Такой поезд отошел только что, перед самым моим прибытием. Стало быть, ждать следующего. Веселые десять дней. Все ночи ходил, сесть негде. Бродил по огромному вокзалу, думал, грезил, представлял разные картины.
Затем открывалась столовая, пускали партию каждые полчаса. Талон на обед или на ужин — как угодно. Царское угощение: хлеба двести граммов, порция ячневой каши.
Под утро народ расходится. Можно присесть на скамейку, поспать три-четыре часа. И в город.
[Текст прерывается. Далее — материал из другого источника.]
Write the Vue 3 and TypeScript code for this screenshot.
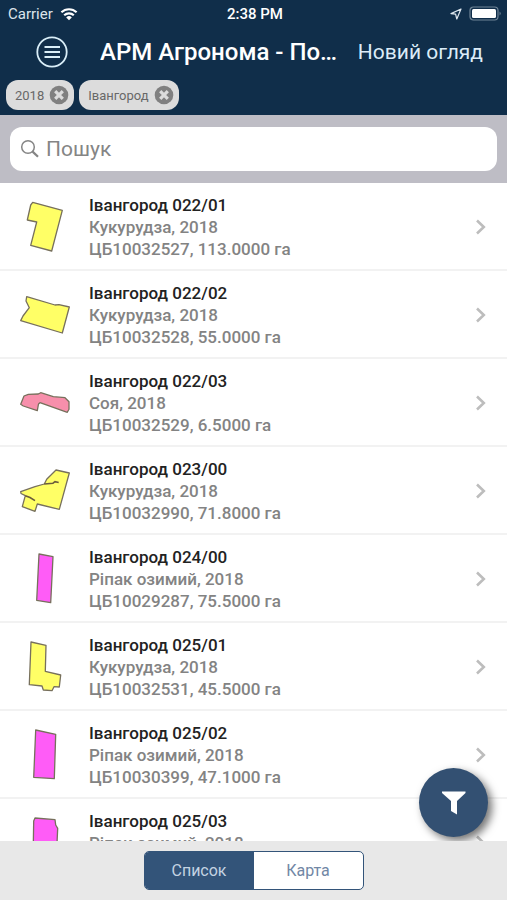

Город, как и привокзальная площадь, поражает контрастами. Главная улица — Красный проспект — великолепна. Десяти-двенадцатиэтажные дома, гостиницы, в которых, разумеется, останавливаются одни привилегированные. Рестораны, в которые простых смертных тоже не пускают. Отойдешь на полкилометра — избы, избы, избы, исконная, избяная, деревянная Русь.
Сделал однажды попытку пробиться в гостиницу — неудача. Припомнилась эта неудача через год, в Куйбышеве. То же самое. Пробивался в гостиницу, не пускали, возмущался, ругался со швейцаром. Вдруг откуда ни возьмись старый еврей, типичный снабженец: «Как поживаете, товарищ Левитин?» Изумление: «Откуда вы меня знаете?» — «Как же! В прошлом году сделали скандал в Новосибирской гостинице. Всего хорошего, товарищ Левитин!» В толпе ожидающих номера смех: «Какое совпадение». На устах у швейцара насмешливая улыбка. Пришлось с позором ретироваться, так же, как в Новосибирске.
После десяти дней пребывания на новосибирском вокзале наконец, услышал, что сформирован специальный эшелон для всех застрявших. Мы отправились в путь.
Следующий привал я сделал в Челябинске. От города у меня осталось прежде всего впечатление чистого-чистого, ясного неба. Дважды мне приходилось побывать на Южном Урале: в Челябинске и потом в Оренбурге, и нигде я не видел такого ясного, чистого неба.
Прибыв в Челябинск, я долго и трепетно смотрел в небо. Однако, спустившись на грешную землю, я обнаружил мало хорошего. Получил хлеб по рейсовой карточке на пять дней; хлеб здесь выпекается особый, в форме пирога. Не успел я выйти из магазина, как ко мне кинулись люди, смотрящие голодными глазами на хлеб и предлагающие немедленно его купить. Продал, цена на хлеб здесь была больше, чем где-либо, 130 рублей за кило.
Разбогатев таким образом, я стал осматривать город. Город огромный, но сразу же видно: недавний, возникший из рабочего поселка. Через весь город тянется длиннейшая улица, проспект Цвилинга, в честь какой-то южноуральской знаменитости времен гражданской войны, о котором, впрочем, никто ничего не знает. В центре города коробки — огромные дома современной безобразной «урбанистской» архитектуры, в остальном городе — деревянные домишки, одноэтажные и двухэтажные.
Стал разыскивать, где переночевать. В городе существовал пункт для эвакуированных ленинградцев. Школа около вокзала, просторные комнаты, заставленные кроватями, но кровати без матрацев, без досок, — спите, как хотите, на решетках. О белье, разумеется, не может быть и речи.
Провел здесь две ночи. Лежал, подложив под себя пальто. Через два дня дальнейший путь — на Уфу.
Всю дорогу стоял на площадке. Проезжали Златоуст и другие Уральские города.
Бесконечная равнина, вдали горы, леса, покрытые снегом. При свете луны — красиво до неправдоподобия.
Утром прибыли в Уфу. А через два дня наконец поезд, который идет на Ульяновск.
Длиннейшая дорога. Кругом леса, леса, леса — девственные, первозданные, сосновые, дремучие. Мордовия.
И наконец, 19 декабря в 11 часов вечера прибыли в Ульяновск-Симбирск. Город, сыгравший исключительную роль в моей жизни.